Be strong. Abusive relationships need controversy to control the narrative. A strong individual avoids reacting because she knows what is right and is confident in her community. Rather than reacting to the narrative, live outside of it, boldly!
For the Trump narrative, the number one fear so far is based in nationalism. The other is immigrants, refugees, and Muslims. Be a strong Christian, and still take time to study the Koran with Muslims in your community. If that is not an option, find a Hispanic or African American church and go there one Sunday a month.

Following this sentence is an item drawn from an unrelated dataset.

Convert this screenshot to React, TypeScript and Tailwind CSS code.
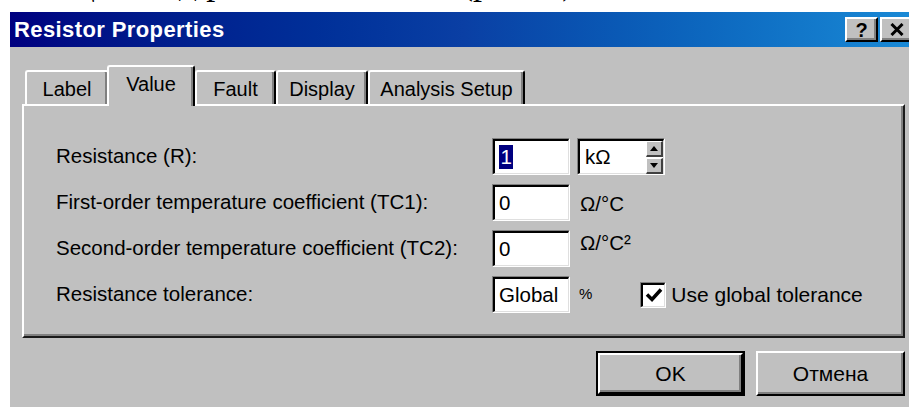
import React from "react";

// Win9x bevels
const raised =
  "border-t-2 border-l-2 border-t-white border-l-white border-b-2 border-r-2 border-b-black border-r-black shadow-[inset_-2px_-2px_0_#808080]";

function Sunken({ className = "", children }: { className?: string; children?: React.ReactNode }) {
  return (
    <div
      className={`border-t border-l border-t-[#808080] border-l-[#808080] border-b border-r border-b-white border-r-white ${className}`}
    >
      <div className="flex h-full items-center border-t-2 border-l-2 border-t-black border-l-black border-b border-r border-b-[#dfdfdf] border-r-[#dfdfdf] bg-white">
        {children}
      </div>
    </div>
  );
}

function Row({ label, children }: { label: string; children: React.ReactNode }) {
  return (
    <div className="flex h-[37px] items-center">
      <span className="w-[436px] shrink-0">{label}</span>
      {children}
    </div>
  );
}

function SpinButton({ up }: { up?: boolean }) {
  return (
    <div className="flex h-[16px] w-[17px] items-center justify-center border-t border-l border-t-white border-l-white border-b-2 border-r-2 border-b-[#404040] border-r-[#404040] bg-[#c0c0c0]">
      <svg width="8" height="5" viewBox="0 0 8 5">
        <path d={up ? "M0 5 L4 0 L8 5Z" : "M0 0 L4 5 L8 0Z"} fill="black" />
      </svg>
    </div>
  );
}

function Tab({ label, width, active }: { label: string; width: string; active?: boolean }) {
  if (active) {
    return (
      <div
        className={`${width} relative z-10 -mb-[2px] -ml-[2px] h-[41px] rounded-t-[3px] border-t-2 border-l-2 border-t-white border-l-white border-r-2 border-r-black bg-[#c0c0c0] pt-[6px] text-center shadow-[inset_-2px_0_0_#808080]`}
      >
        {label}
      </div>
    );
  }
  return (
    <div
      className={`${width} h-[34px] rounded-t-[3px] border-t-2 border-l-2 border-t-white border-l-white border-r-2 border-r-black bg-[#c0c0c0] pt-[6px] text-center shadow-[inset_-2px_0_0_#808080]`}
    >
      {label}
    </div>
  );
}

export default function App() {
  return (
    <div className="h-[407px] w-[909px] overflow-hidden bg-white font-['Liberation_Sans',Arial,sans-serif] text-black">
      {/* bottom edge of the page text above the dialog */}
      <div className="h-[12px] overflow-hidden">
        <div className="-mt-[38px] flex whitespace-nowrap font-['Liberation_Serif','Times_New_Roman',serif] text-[36px] leading-[40px]">
          <span className="ml-[23px]">Общий вид реле</span>
          <span className="ml-[187px]">(рис. 2)</span>
        </div>
      </div>

      <div className="ml-[10px] flex h-[400px] w-[907px] flex-col bg-[#c0c0c0]">
        {/* title bar */}
        <div className="flex h-[35px] shrink-0 items-center bg-linear-to-r from-[#000080] via-[#0a3fa4] to-[#1a8ad6] pl-[4px] pr-[4px]">
          <span className="flex-1 text-[22px] font-bold tracking-[0.4px] text-white">Resistor Properties</span>
          <div className="flex gap-[2px]">
            <div className={`flex h-[25px] w-[33px] items-center justify-center bg-[#c0c0c0] text-[20px] font-bold leading-none ${raised}`}>
              ?
            </div>
            <div className={`flex h-[25px] w-[33px] items-center justify-center bg-[#c0c0c0] ${raised}`}>
              <svg width="14" height="13" viewBox="0 0 14 13">
                <path d="M1.5 1 L12.5 12 M12.5 1 L1.5 12" stroke="black" strokeWidth="3" />
              </svg>
            </div>
          </div>
        </div>

        <div className="flex flex-col px-[12px] text-[20.5px]">
          {/* tabs */}
          <div className="mt-[18px] flex h-[39px] items-end pl-[3px] text-[20px] leading-[23px]">
            <Tab label="Label" width="w-[84px]" />
            <Tab label="Value" width="w-[88px]" active />
            <Tab label="Fault" width="w-[81px]" />
            <Tab label="Display" width="w-[92px]" />
            <Tab label="Analysis Setup" width="w-[157px]" />
          </div>

          {/* tab page */}
          <div className="flex h-[234px] flex-col gap-[9px] border-t-2 border-l-2 border-t-white border-l-white border-b-2 border-r-2 border-b-[#1a1a1a] border-r-[#1a1a1a] pl-[32px] pt-[32px] shadow-[inset_-2px_-2px_0_#808080]">
            <Row label="Resistance (R):">
              <Sunken className="h-[37px] w-[78px]">
                <span className="ml-[4px] bg-[#000080] px-[1.5px] leading-[24px] text-white">1</span>
              </Sunken>
              <Sunken className="ml-[7px] h-[37px] w-[88px]">
                <span className="flex-1 pl-[5px]">kΩ</span>
                <div className="flex flex-col gap-[1px] self-start">
                  <SpinButton up />
                  <SpinButton />
                </div>
              </Sunken>
            </Row>
            <Row label="First-order temperature coefficient (TC1):">
              <Sunken className="h-[37px] w-[78px]">
                <span className="pl-[4px]">0</span>
              </Sunken>
              <span className="ml-[10px] mt-[4px]">Ω/°C</span>
            </Row>
            <Row label="Second-order temperature coefficient (TC2):">
              <Sunken className="h-[37px] w-[78px]">
                <span className="pl-[4px]">0</span>
              </Sunken>
              <span className="ml-[10px] mb-[10px]">Ω/°C²</span>
            </Row>
            <Row label="Resistance tolerance:">
              <Sunken className="h-[37px] w-[78px]">
                <span className="pl-[4px]">Global</span>
              </Sunken>
              <span className="ml-[9px] text-[15px]">%</span>
              <Sunken className="ml-[48px] h-[26px] w-[26px]">
                <svg width="20" height="20" viewBox="0 0 20 20" className="mx-auto">
                  <path d="M3 9.5 L8 14.5 L17 4.5" fill="none" stroke="black" strokeWidth="3.5" />
                </svg>
              </Sunken>
              <span className="ml-[5px] text-[21px]">Use global tolerance</span>
            </Row>
          </div>

          {/* dialog buttons */}
          <div className="mt-[13px] flex justify-end gap-[11px] text-[21px]">
            <div className="h-[45px] w-[149px] border-2 border-black">
              <button className={`h-full w-full bg-[#c0c0c0] ${raised}`}>OK</button>
            </div>
            <button className={`h-[45px] w-[149px] bg-[#c0c0c0] ${raised}`}>Отмена</button>
          </div>
        </div>
      </div>
    </div>
  );
}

If you find yourself susceptible to a political fear-based system, take time to really listen to people who are different then you. Hate guns? Sign up for the NRA’s mailing list and listen. Love guns? Take time to read material by the Brady Campaign, and do not react, but think and realize that there is another human being made in the image of God writing the words you are reading.
Love them. Love the people who are different from you, but do not attempt to get into their “inner circle” or pull them into yours. This is the first boundary that abusers love to violate. Donald Trump, Hillary Clinton, Bernie Sanders, Ben Carson and Ted Cruz are not your spouse, your parents, your children, or even your local representative (unless they are, but I doubt this post will be that widely read). They are people running for the position of CEO of the national government of the Federal System of the United States. They are not God.
The best way we can help people in abusive relationships is by understanding the boundaries healthy to human relationships and walking in them as examples. Whether it is showing a battered wife that her husband has violated a boundary reserved for God (life and death), or showing Donald Trump fans that he has no understanding of any boundaries, familial, business or governmental, the boundaries we set are the best way to show people proper relationships.
Be there for people in abusive relationships. Stay strong through healthy relationships. Understand and exercise healthy boundaries. These are the three steps that come to mind as I write, do you have more?